(Entries with page source code)

____________________

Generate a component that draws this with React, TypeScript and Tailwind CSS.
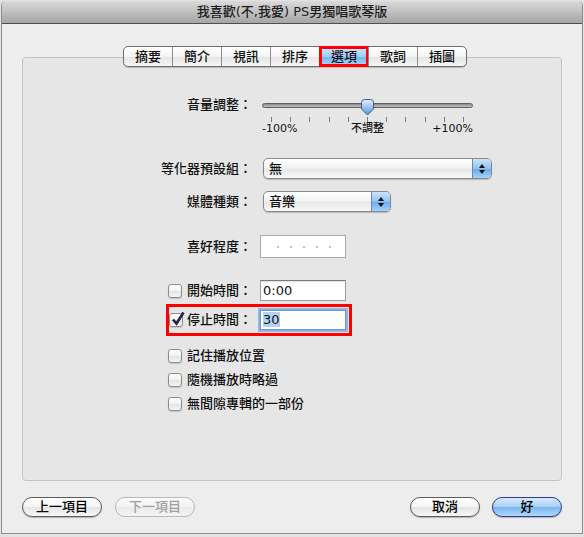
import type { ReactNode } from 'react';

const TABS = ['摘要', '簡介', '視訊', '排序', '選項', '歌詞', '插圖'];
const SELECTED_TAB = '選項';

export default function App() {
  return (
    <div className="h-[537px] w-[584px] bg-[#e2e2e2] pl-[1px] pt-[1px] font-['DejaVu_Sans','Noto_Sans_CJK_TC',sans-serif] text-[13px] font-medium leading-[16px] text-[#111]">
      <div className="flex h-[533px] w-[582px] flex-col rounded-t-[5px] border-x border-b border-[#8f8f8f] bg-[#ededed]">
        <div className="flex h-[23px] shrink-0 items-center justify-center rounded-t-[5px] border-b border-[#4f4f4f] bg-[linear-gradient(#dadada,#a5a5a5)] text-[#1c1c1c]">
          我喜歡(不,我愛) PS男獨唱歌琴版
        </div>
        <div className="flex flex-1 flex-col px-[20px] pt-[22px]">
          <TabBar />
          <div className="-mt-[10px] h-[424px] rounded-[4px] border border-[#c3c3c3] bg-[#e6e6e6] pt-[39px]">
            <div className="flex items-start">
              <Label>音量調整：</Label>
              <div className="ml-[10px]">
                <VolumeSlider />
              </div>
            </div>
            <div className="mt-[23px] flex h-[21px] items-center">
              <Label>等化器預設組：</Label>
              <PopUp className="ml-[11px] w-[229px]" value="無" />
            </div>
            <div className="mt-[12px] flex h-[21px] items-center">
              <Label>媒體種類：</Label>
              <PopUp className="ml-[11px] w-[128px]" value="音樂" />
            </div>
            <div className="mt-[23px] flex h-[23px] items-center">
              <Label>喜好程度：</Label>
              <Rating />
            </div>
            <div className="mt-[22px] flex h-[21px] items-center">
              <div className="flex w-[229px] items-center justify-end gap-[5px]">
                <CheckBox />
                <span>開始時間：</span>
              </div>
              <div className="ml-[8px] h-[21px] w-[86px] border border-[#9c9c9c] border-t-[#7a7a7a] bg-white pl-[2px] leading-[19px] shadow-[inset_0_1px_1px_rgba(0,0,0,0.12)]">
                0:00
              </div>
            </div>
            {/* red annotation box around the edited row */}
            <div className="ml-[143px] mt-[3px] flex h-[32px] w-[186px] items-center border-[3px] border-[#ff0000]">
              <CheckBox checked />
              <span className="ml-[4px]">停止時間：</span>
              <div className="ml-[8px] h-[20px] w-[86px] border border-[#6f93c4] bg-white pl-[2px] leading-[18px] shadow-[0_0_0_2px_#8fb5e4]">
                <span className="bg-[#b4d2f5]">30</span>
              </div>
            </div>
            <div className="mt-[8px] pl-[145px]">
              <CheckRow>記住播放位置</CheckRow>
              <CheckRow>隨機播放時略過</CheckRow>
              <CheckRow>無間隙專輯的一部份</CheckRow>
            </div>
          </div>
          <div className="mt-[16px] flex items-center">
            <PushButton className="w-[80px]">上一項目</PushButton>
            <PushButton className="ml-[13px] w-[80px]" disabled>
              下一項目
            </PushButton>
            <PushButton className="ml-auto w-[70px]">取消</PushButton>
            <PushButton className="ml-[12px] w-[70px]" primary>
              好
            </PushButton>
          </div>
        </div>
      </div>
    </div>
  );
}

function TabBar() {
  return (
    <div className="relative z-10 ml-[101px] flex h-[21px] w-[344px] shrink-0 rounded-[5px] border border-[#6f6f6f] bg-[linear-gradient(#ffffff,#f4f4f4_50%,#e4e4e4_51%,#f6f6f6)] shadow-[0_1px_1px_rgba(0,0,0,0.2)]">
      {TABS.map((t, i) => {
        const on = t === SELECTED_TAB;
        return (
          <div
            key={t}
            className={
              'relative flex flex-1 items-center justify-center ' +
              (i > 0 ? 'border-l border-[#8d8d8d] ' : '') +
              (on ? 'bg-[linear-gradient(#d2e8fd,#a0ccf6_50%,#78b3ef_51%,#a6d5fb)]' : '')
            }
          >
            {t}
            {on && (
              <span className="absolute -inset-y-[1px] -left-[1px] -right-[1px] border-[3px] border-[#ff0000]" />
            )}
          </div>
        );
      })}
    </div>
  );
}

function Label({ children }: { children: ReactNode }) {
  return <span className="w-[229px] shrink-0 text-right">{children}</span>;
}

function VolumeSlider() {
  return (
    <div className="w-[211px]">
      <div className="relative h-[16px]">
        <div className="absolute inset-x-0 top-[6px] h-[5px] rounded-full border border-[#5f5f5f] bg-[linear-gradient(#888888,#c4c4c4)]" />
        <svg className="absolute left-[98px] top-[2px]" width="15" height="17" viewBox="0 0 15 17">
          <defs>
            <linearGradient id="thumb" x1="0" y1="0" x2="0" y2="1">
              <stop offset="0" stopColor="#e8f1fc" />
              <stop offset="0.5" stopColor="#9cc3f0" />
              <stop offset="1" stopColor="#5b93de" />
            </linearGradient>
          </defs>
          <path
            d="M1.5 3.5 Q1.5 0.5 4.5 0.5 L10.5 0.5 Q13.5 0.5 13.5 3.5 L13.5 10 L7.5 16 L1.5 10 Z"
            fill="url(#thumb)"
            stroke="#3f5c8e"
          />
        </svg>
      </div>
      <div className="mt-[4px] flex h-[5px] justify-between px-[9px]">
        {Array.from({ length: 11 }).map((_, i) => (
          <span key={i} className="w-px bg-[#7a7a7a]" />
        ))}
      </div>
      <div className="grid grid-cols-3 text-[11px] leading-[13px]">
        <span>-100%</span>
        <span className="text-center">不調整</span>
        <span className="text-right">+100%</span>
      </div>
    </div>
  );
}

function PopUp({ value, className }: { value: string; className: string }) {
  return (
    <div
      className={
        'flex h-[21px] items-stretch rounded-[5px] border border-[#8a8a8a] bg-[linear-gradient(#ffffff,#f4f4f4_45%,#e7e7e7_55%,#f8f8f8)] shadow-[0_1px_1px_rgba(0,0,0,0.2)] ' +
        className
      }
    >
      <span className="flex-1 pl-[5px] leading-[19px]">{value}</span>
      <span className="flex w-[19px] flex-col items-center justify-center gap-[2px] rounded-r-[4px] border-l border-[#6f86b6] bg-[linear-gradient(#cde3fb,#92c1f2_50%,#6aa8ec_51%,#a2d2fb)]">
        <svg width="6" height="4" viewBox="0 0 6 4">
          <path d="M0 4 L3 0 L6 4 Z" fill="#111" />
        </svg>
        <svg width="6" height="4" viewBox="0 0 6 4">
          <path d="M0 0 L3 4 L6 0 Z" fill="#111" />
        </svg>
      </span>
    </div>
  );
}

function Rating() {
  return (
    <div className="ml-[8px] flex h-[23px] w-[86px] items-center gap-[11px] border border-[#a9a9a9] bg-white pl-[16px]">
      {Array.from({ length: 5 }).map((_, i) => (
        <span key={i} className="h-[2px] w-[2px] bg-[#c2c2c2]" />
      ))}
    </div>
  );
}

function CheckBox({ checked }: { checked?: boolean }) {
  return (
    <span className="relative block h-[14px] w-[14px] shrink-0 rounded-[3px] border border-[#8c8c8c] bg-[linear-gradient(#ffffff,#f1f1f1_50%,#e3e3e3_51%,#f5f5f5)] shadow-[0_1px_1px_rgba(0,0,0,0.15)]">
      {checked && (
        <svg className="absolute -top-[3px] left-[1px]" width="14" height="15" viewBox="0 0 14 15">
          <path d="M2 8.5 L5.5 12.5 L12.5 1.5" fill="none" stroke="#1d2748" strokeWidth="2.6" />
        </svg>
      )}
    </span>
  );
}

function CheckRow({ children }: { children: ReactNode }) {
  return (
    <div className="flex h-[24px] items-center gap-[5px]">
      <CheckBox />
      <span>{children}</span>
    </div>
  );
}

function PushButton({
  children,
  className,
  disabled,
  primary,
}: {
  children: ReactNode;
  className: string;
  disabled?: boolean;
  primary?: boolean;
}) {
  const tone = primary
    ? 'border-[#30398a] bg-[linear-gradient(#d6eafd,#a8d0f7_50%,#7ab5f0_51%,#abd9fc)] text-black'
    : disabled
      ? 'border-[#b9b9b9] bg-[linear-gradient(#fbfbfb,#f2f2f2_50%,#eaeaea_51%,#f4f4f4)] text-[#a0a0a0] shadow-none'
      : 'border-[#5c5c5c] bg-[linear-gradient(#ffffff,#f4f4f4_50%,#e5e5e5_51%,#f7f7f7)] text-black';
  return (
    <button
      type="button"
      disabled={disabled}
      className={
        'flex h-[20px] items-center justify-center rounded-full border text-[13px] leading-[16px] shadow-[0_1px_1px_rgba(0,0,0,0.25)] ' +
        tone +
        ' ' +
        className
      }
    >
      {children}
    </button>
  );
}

____________________

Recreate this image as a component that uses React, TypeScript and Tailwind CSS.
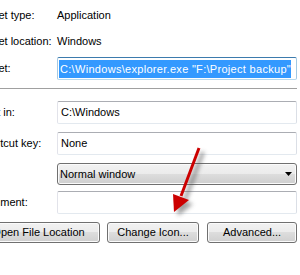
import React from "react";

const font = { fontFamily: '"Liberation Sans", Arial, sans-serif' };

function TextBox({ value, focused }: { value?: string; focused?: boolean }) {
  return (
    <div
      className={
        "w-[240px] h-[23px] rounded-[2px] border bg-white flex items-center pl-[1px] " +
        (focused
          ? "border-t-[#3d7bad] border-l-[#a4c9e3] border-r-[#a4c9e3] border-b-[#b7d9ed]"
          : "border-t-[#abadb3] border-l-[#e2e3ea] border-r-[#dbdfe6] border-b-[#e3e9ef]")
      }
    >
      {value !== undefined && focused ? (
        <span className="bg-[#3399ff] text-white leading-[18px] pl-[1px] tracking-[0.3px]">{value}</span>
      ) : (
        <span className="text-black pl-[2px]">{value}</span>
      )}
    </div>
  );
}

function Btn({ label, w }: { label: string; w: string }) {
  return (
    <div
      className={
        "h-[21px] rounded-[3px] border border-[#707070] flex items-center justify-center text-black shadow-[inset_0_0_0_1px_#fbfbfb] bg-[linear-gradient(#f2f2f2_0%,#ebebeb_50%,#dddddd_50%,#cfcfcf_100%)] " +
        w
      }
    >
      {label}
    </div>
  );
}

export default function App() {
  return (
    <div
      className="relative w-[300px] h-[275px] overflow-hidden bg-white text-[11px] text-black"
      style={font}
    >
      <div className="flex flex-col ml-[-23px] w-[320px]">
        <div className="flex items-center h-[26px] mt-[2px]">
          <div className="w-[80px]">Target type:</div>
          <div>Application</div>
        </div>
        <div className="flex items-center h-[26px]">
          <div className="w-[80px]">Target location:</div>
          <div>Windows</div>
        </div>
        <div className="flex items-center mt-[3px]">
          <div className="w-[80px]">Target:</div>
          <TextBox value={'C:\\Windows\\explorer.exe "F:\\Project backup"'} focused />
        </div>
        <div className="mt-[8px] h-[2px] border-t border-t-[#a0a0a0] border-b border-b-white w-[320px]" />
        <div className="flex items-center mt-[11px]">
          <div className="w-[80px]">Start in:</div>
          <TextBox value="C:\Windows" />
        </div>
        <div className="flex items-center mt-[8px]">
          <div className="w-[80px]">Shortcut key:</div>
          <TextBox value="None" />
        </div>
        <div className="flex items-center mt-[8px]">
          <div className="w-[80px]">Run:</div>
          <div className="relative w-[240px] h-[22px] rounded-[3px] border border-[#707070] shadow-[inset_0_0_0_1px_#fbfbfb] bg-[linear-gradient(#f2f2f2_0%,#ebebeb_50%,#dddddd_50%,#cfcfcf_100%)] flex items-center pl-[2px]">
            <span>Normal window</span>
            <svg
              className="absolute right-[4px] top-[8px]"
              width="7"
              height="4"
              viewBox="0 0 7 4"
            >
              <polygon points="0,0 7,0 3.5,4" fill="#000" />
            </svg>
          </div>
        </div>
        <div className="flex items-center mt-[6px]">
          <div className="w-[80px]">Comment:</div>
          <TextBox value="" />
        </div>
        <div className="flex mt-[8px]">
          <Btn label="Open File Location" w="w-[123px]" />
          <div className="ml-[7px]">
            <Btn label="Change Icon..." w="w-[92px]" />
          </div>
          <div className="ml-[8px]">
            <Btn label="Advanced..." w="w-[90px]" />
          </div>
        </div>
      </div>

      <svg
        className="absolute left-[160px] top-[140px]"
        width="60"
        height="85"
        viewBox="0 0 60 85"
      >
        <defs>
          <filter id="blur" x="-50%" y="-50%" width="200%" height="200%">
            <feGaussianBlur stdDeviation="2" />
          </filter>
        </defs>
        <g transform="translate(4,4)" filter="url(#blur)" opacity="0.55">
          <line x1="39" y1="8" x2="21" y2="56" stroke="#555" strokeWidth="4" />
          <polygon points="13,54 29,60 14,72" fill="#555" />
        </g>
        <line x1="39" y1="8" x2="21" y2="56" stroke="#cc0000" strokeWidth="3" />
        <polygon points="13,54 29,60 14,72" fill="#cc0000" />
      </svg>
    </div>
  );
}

____________________

What is being asked:
Look above for the line with "Generate a component" and copy exactly from it through the line with "const SELECTED_TAB = '選項';", both included. Omit the pictures.

The answer:
Generate a component that draws this with React, TypeScript and Tailwind CSS.
import type { ReactNode } from 'react';

const TABS = ['摘要', '簡介', '視訊', '排序', '選項', '歌詞', '插圖'];
const SELECTED_TAB = '選項';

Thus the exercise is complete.